In questo modo, quel “NO!” che la Volontà pronunciava di fronte all’ineluttabilità del divenire travolgente che annienta ogni cosa, quello stesso “NO!” che aveva pronunciato di fronte all’inamovibilità degli idoli immutabili, diventa ora un “SÌ!” di fronte all’eterno ritorno di ogni cosa, il «sì gioioso alla vita» che l’afferma e la vuole nel modo più profondo e radicale possibile, che ne vuole ogni aspetto, in un’eterna danza di gioia.

Anima mia, io ti insegnai a dire ‘oggi’ come se fosse un ‘un giorno’ e ‘un tempo’, e a danzare al di sopra di ogni ‘qui’ e ‘lì’ e ‘là’ la tua danza circolare.

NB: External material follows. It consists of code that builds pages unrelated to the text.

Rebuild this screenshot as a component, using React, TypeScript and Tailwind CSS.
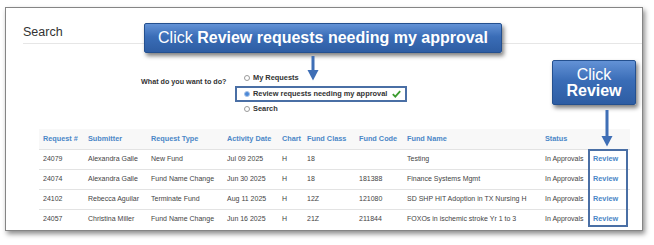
import React from "react";

const cols = "grid grid-cols-[45px_63px_76px_55px_25px_52px_48px_138px_48px_41px]";

const rows = [
  ["24079", "Alexandra Galle", "New Fund", "Jul 09 2025", "H", "18", "", "Testing", "In Approvals"],
  ["24074", "Alexandra Galle", "Fund Name Change", "Jun 30 2025", "H", "18", "181388", "Finance Systems Mgmt", "In Approvals"],
  ["24102", "Rebecca Aguilar", "Terminate Fund", "Aug 11 2025", "H", "12Z", "121080", "SD SHP HIT Adoption in TX Nursing H", "In Approvals"],
  ["24057", "Christina Miller", "Fund Name Change", "Jun 16 2025", "H", "21Z", "211844", "FOXOs in ischemic stroke Yr 1 to 3", "In Approvals"],
];

const headers = ["Request #", "Submitter", "Request Type", "Activity Date", "Chart", "Fund Class", "Fund Code", "Fund Name", "Status", ""];

function Radio({ checked }: { checked?: boolean }) {
  return checked ? (
    <span className="w-[6px] h-[6px] rounded-full bg-[#4a88d8] border border-[#a9c3e6] shrink-0" />
  ) : (
    <span className="w-[6px] h-[6px] rounded-full bg-white border border-[#9a9a9a] shrink-0" />
  );
}

export default function App() {
  return (
    <div className="relative w-[654px] h-[245px] bg-white overflow-hidden font-['Liberation_Sans',Arial,sans-serif]">
      <div className="ml-[5px] mt-[7px] w-[638px] h-[224px] border border-[#858585] bg-white shadow-[2px_3px_5px_rgba(0,0,0,0.45)]">
        <div className="ml-[17px] pt-[16px] pb-[3px] border-b border-[#e6e6e6]">
          <div className="text-[12.5px] leading-[16px] text-[#333]">Search</div>
        </div>

        <div className="flex mt-[26px] ml-[135px]">
          <div className="w-[103px] pt-[4px] text-[7.2px] leading-[16px] font-bold text-[#333]">What do you want to do?</div>
          <div className="flex flex-col text-[7.4px] font-bold text-[#333]">
            <div className="h-[16px] flex items-center gap-[3px]">
              <Radio />
              <span>My Requests</span>
            </div>
            <div className="h-[16px] w-[172px] -ml-[9px] pl-[7px] border-2 border-[#4a6fa5] flex items-center gap-[3px]">
              <Radio checked />
              <span>Review requests needing my approval</span>
              <svg width="9" height="8" viewBox="0 0 9 8" className="ml-[2px]">
                <path d="M0.8 4.2 L3.3 6.6 L8.2 1.2" stroke="#3c9c2f" strokeWidth="1.8" fill="none" />
              </svg>
            </div>
            <div className="h-[14px] flex items-center gap-[3px]">
              <Radio />
              <span>Search</span>
            </div>
          </div>
        </div>

        <div className="relative mt-[13px] ml-[33px] w-[591px]">
          <div className={`${cols} h-[20px] items-center bg-[#f8f8f8] text-[7.3px] font-bold text-[#4b87c7]`}>
            {headers.map((h, i) => (
              <div key={i} className="pl-[4px] whitespace-nowrap text-[#4b87c7]">{h}</div>
            ))}
          </div>
          {rows.map((r, ri) => (
            <div key={ri} className={`${cols} h-[20px] items-center border-t border-[#e3e3e3] text-[7px]`}>
              {r.map((c, ci) => (
                <div key={ci} className="pl-[4px] whitespace-nowrap overflow-hidden text-[#444444]">{c}</div>
              ))}
              <div className="pl-[4px] text-[7.3px] font-bold text-[#4b87c7]">Review</div>
            </div>
          ))}
          <div className="absolute left-[549px] top-[20px] w-[40px] h-[78px] border-2 border-[#4a6fa5]" />
        </div>
      </div>

      {/* Callout 1 */}
      <div className="absolute left-[144px] top-[23px] w-[358px] h-[30px] flex items-center justify-center rounded-[2px] border border-[#24508f] bg-[linear-gradient(to_bottom,#6392d6,#3a6db7_45%,#2e5da3)] shadow-[2px_3px_4px_rgba(0,0,0,0.5)] text-white text-[16px] leading-[18px]">
        <span>Click&nbsp;</span>
        <span className="font-bold">Review requests needing my approval</span>
      </div>
      <svg className="absolute left-[307px] top-[56px]" width="12" height="25" viewBox="0 0 12 25">
        <rect x="4.5" y="0" width="3" height="15" fill="#3f6fb6" />
        <polygon points="0.5,14 11.5,14 6,24.5" fill="#3f6fb6" />
      </svg>

      {/* Callout 2 */}
      <div className="absolute left-[552px] top-[60px] w-[84px] h-[45px] flex flex-col items-center justify-center rounded-[2px] border border-[#24508f] bg-[linear-gradient(to_bottom,#6392d6,#3a6db7_45%,#2e5da3)] shadow-[2px_3px_4px_rgba(0,0,0,0.5)] text-white text-[16px] leading-[16px]">
        <span>Click</span>
        <span className="font-bold">Review</span>
      </div>
      <svg className="absolute left-[601px] top-[110px]" width="12" height="37" viewBox="0 0 12 37">
        <rect x="4.5" y="0" width="3" height="27" fill="#3f6fb6" />
        <polygon points="0.5,26 11.5,26 6,36.5" fill="#3f6fb6" />
      </svg>
    </div>
  );
}
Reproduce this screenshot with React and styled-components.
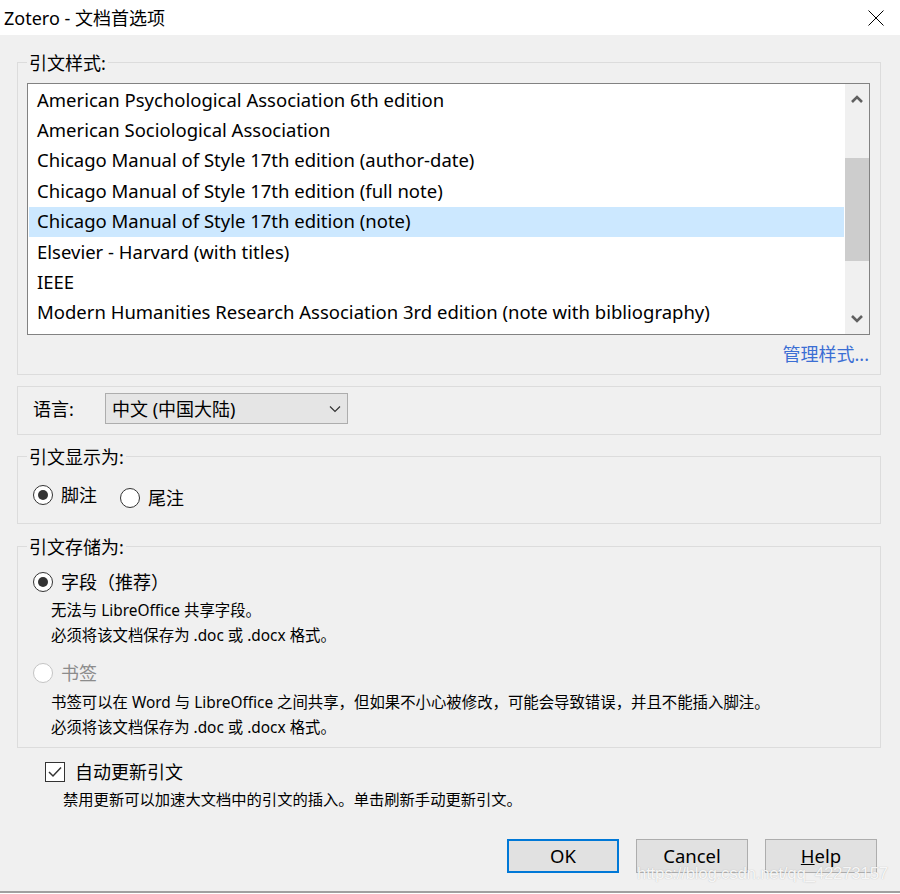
import styled, { createGlobalStyle } from "styled-components";

const GlobalStyle = createGlobalStyle`
  body {
    margin: 0;
    background: #ffffff;
    font-family: "Noto Sans", "Noto Sans CJK SC", sans-serif;
    color: #000000;
  }
`;

const Window = styled.div`
  width: 900px;
  height: 894px;
  background: #ffffff;
  display: flex;
  flex-direction: column;
  overflow: hidden;
`;

const TitleBar = styled.div`
  height: 35px;
  flex-shrink: 0;
  display: flex;
  align-items: center;
  justify-content: space-between;
  padding: 0 16px 0 4px;
  font-size: 18px;
  line-height: 20px;
`;

const Body = styled.div`
  position: relative;
  height: 856px;
  flex-shrink: 0;
  background: #f0f0f0;
  border-bottom: 2px solid #a0a0a0;
  padding: 0 19px 0 17px;
  display: flex;
  flex-direction: column;
`;

const Group = styled.div`
  flex-shrink: 0;
  border: 1px solid #dcdcdc;
  margin-top: ${(p) => p.$top}px;
  padding: ${(p) => p.$pad || "0 0 10px 0"};
`;

const Legend = styled.div`
  width: fit-content;
  height: 20px;
  margin: -10px 0 0 9px;
  padding: 0 2px;
  background: #f0f0f0;
  font-size: 18px;
  line-height: 20px;
`;

const ListBox = styled.div`
  margin: 10px 10px 0 9px;
  height: 252px;
  box-sizing: border-box;
  border: 1px solid #828282;
  background: #ffffff;
  display: flex;
`;

const Rows = styled.div`
  flex: 1;
  padding: 1px;
  overflow: hidden;
`;

const Row = styled.div`
  height: 30.4px;
  box-sizing: border-box;
  padding: 0 0 1px 8px;
  display: flex;
  align-items: center;
  font-size: 18.5px;
  line-height: 20px;
  white-space: nowrap;
  background: ${(p) => (p.$selected ? "#cce8ff" : "transparent")};
`;

const ScrollBar = styled.div`
  width: 24px;
  background: #f0f0f0;
  display: flex;
  flex-direction: column;
`;

const ScrollArrow = styled.div`
  height: 30px;
  display: flex;
  align-items: center;
  justify-content: center;
`;

const Thumb = styled.div`
  margin-top: 44px;
  height: 103px;
  background: #cdcdcd;
`;

const Spacer = styled.div`
  flex: 1;
`;

const LinkRow = styled.div`
  height: 20px;
  margin-top: 9px;
  padding-right: 11px;
  text-align: right;
  font-size: 18px;
  line-height: 20px;
  color: #3b6ed4;
`;

const LangRow = styled.div`
  display: flex;
  align-items: center;
  height: 31px;
  padding-left: 15px;
`;

const LangLabel = styled.div`
  width: 72px;
  font-size: 18px;
  line-height: 20px;
`;

const Select = styled.div`
  width: 243px;
  height: 31px;
  box-sizing: border-box;
  border: 1px solid #adadad;
  background: #e5e5e5;
  display: flex;
  align-items: center;
  justify-content: space-between;
  padding: 0 6px 0 6px;
  font-size: 18px;
  line-height: 20px;
`;

const RadioRow = styled.div`
  display: flex;
  align-items: flex-start;
  height: 23px;
  gap: ${(p) => p.$gap || 0}px;
  margin-top: ${(p) => p.$top || 0}px;
  padding-left: 15px;
`;

const RadioItem = styled.label`
  display: flex;
  align-items: center;
  gap: 8px;
  height: 20px;
  margin-top: ${(p) => p.$shift || 0}px;
  font-size: 18px;
  line-height: 20px;
  color: ${(p) => (p.$disabled ? "#8c8c8c" : "#000000")};
`;

const Circle = styled.span`
  width: 20px;
  height: 20px;
  box-sizing: border-box;
  border-radius: 50%;
  border: 1px solid ${(p) => (p.$disabled ? "#c4c4c4" : "#333333")};
  background: #ffffff;
  display: flex;
  align-items: center;
  justify-content: center;

  &::after {
    content: "";
    display: ${(p) => (p.$checked ? "block" : "none")};
    width: 10px;
    height: 10px;
    border-radius: 50%;
    background: #333333;
  }
`;

const Option = styled.div`
  margin-top: ${(p) => p.$top || 0}px;
  padding-left: 15px;
`;

const DescBlock = styled.div`
  margin-top: ${(p) => p.$top || 0}px;
`;

const Desc = styled.div`
  height: 25px;
  padding-left: 18px;
  font-size: 15.4px;
  line-height: 25px;
  white-space: nowrap;
`;

const CheckRow = styled.label`
  display: flex;
  align-items: center;
  gap: 10px;
  margin: 14px 0 0 28px;
  height: 20px;
  font-size: 18px;
  line-height: 20px;
`;

const Box = styled.span`
  width: 20px;
  height: 20px;
  box-sizing: border-box;
  border: 1px solid #333333;
  background: #ffffff;
  display: flex;
  align-items: center;
  justify-content: center;
`;

const CheckDesc = styled.div`
  height: 20px;
  margin: 7px 0 0 46px;
  font-size: 15.3px;
  line-height: 20px;
`;

const Buttons = styled.div`
  display: flex;
  justify-content: flex-end;
  gap: 17px;
  margin: 30px 4px 0 0;
`;

const Button = styled.button`
  width: 112px;
  height: 34px;
  box-sizing: border-box;
  background: #e1e1e1;
  border: ${(p) => (p.$primary ? "2px solid #0078d7" : "1px solid #adadad")};
  font-family: inherit;
  font-size: 18.5px;
  line-height: 20px;
  color: #000000;
  padding: 0;

  u {
    text-decoration-thickness: 1px;
  }
`;

const Watermark = styled.div`
  position: absolute;
  right: 12px;
  bottom: 7px;
  font-family: "Liberation Sans", Arial, sans-serif;
  font-size: 17px;
  line-height: 20px;
  color: rgba(255, 255, 255, 0.9);
  text-shadow: 0 0 1px rgba(120, 120, 120, 0.5);
  letter-spacing: -0.3px;
`;

const styles = [
  "American Psychological Association 6th edition",
  "American Sociological Association",
  "Chicago Manual of Style 17th edition (author-date)",
  "Chicago Manual of Style 17th edition (full note)",
  "Chicago Manual of Style 17th edition (note)",
  "Elsevier - Harvard (with titles)",
  "IEEE",
  "Modern Humanities Research Association 3rd edition (note with bibliography)",
];

const Chevron = ({ up }) => (
  <svg width="12" height="8" viewBox="0 0 12 8">
    <path
      d={up ? "M1 7 L6 2 L11 7" : "M1 1 L6 6 L11 1"}
      fill="none"
      stroke="#606060"
      strokeWidth="2.6"
    />
  </svg>
);

const Radio = ({ checked, disabled, shift, children }) => (
  <RadioItem $disabled={disabled} $shift={shift}>
    <Circle $checked={checked} $disabled={disabled} />
    {children}
  </RadioItem>
);

const App = () => {
  return (
    <Window>
      <GlobalStyle />
      <TitleBar>
        <span>Zotero - 文档首选项</span>
        <svg width="16" height="16" viewBox="0 0 16 16">
          <path d="M0.5 0.5 L15.5 15.5 M15.5 0.5 L0.5 15.5" stroke="#000" strokeWidth="1" />
        </svg>
      </TitleBar>
      <Body>
        <Group $top={27}>
          <Legend>引文样式:</Legend>
          <ListBox>
            <Rows>
              {styles.map((s, i) => (
                <Row key={s} $selected={i === 4}>
                  {s}
                </Row>
              ))}
            </Rows>
            <ScrollBar>
              <ScrollArrow>
                <Chevron up />
              </ScrollArrow>
              <Thumb />
              <Spacer />
              <ScrollArrow>
                <Chevron />
              </ScrollArrow>
            </ScrollBar>
          </ListBox>
          <LinkRow>管理样式...</LinkRow>
        </Group>

        <Group $top={11} $pad="6px 0 10px 0">
          <LangRow>
            <LangLabel>语言:</LangLabel>
            <Select>
              <span>中文 (中国大陆)</span>
              <svg width="12" height="8" viewBox="0 0 12 8">
                <path d="M1 1.5 L6 6.5 L11 1.5" fill="none" stroke="#333" strokeWidth="1.2" />
              </svg>
            </Select>
          </LangRow>
        </Group>

        <Group $top={21} $pad="0 0 15px 0">
          <Legend>引文显示为:</Legend>
          <RadioRow $top={18} $gap={23}>
            <Radio checked>脚注</Radio>
            <Radio shift={3}>尾注</Radio>
          </RadioRow>
        </Group>

        <Group $top={22} $pad="0 0 7px 0">
          <Legend>引文存储为:</Legend>
          <Option $top={15}>
            <Radio checked>字段（推荐）</Radio>
            <DescBlock $top={6}>
              <Desc>无法与 LibreOffice 共享字段。</Desc>
              <Desc>必须将该文档保存为 .doc 或 .docx 格式。</Desc>
            </DescBlock>
          </Option>
          <Option $top={15}>
            <Radio disabled>书签</Radio>
            <DescBlock $top={7}>
              <Desc>
                书签可以在 Word 与 LibreOffice 之间共享，但如果不小心被修改，可能会导致错误，并且不能插入脚注。
              </Desc>
              <Desc>必须将该文档保存为 .doc 或 .docx 格式。</Desc>
            </DescBlock>
          </Option>
        </Group>

        <CheckRow>
          <Box>
            <svg width="14" height="12" viewBox="0 0 14 12">
              <path d="M1 6 L5 10 L13 1.5" fill="none" stroke="#333" strokeWidth="1.5" />
            </svg>
          </Box>
          自动更新引文
        </CheckRow>
        <CheckDesc>禁用更新可以加速大文档中的引文的插入。单击刷新手动更新引文。</CheckDesc>

        <Buttons>
          <Button $primary>OK</Button>
          <Button>Cancel</Button>
          <Button>
            <u>H</u>elp
          </Button>
        </Buttons>
        <Watermark>https://blog.csdn.net/qq_42273157</Watermark>
      </Body>
    </Window>
  );
};

export default App;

Anima mia, io ti redensi da tutte le penombre; io spazzai via da te polvere, ragni e luce crepuscolare.

Anima mia, io ti nettai della piccola vergogna e della virtù meschina, e ti convinsi a star nuda di fronte al sole.

Con la tempesta chiamata ‘spirito’, soffiai sui flutti del tuo mare; ne cacciai via tutte le nuvole, e strangolai perfino la strangolatrice chiamata ‘colpa’.

Anima mia, io ti conferii il diritto di dire no come la tempesta, e di dire sì come il cielo sereno dice di sì: immota come la luce, tu ristai, e vai ora attraverso tempeste di negazione.

[…]

Anima mia, tutto io ti ho dato e anche le mie ultime cose, e tutte le mie mani si sono svuotate per te: ‒ ordinarti di cantare, ecco, questa fu la mia ultima cosa!

Ordinarti di cantare ‒ e ora parla, di’: chi di noi due, adesso, ha da ringraziare? ‒ O meglio ancora: canta per me, canta anima mia! E lascia che io ringrazi! ‒

 

Così parlò Zarathustra. [4]

[1] F. Nietzsche, La Volontà di potenza, ed. curata e tradotta da Giorgio Brianese, Mimesis, Milano 2006, frammento 9[35], p. 74. 

[2]  F. Nietzsche, La Gaia Scienza, in La Gaia scienza e Idilli di Messina, intr. di Giorgio Colli, trad. di Ferruccio Masini, Adelphi, Milano 2018, §125 L’uomo folle, pp.  162-163.

[3]  Ivi, §341 Il peso più grande, pp. 248-249.

[4]  F. Nietzsche, Così parlò Zarathustra. Un libro per tutti e per nessuno, intr. di Giorgio Colli, versione e appendici di M. Montinari, Del grande anelito, pp. 261-263.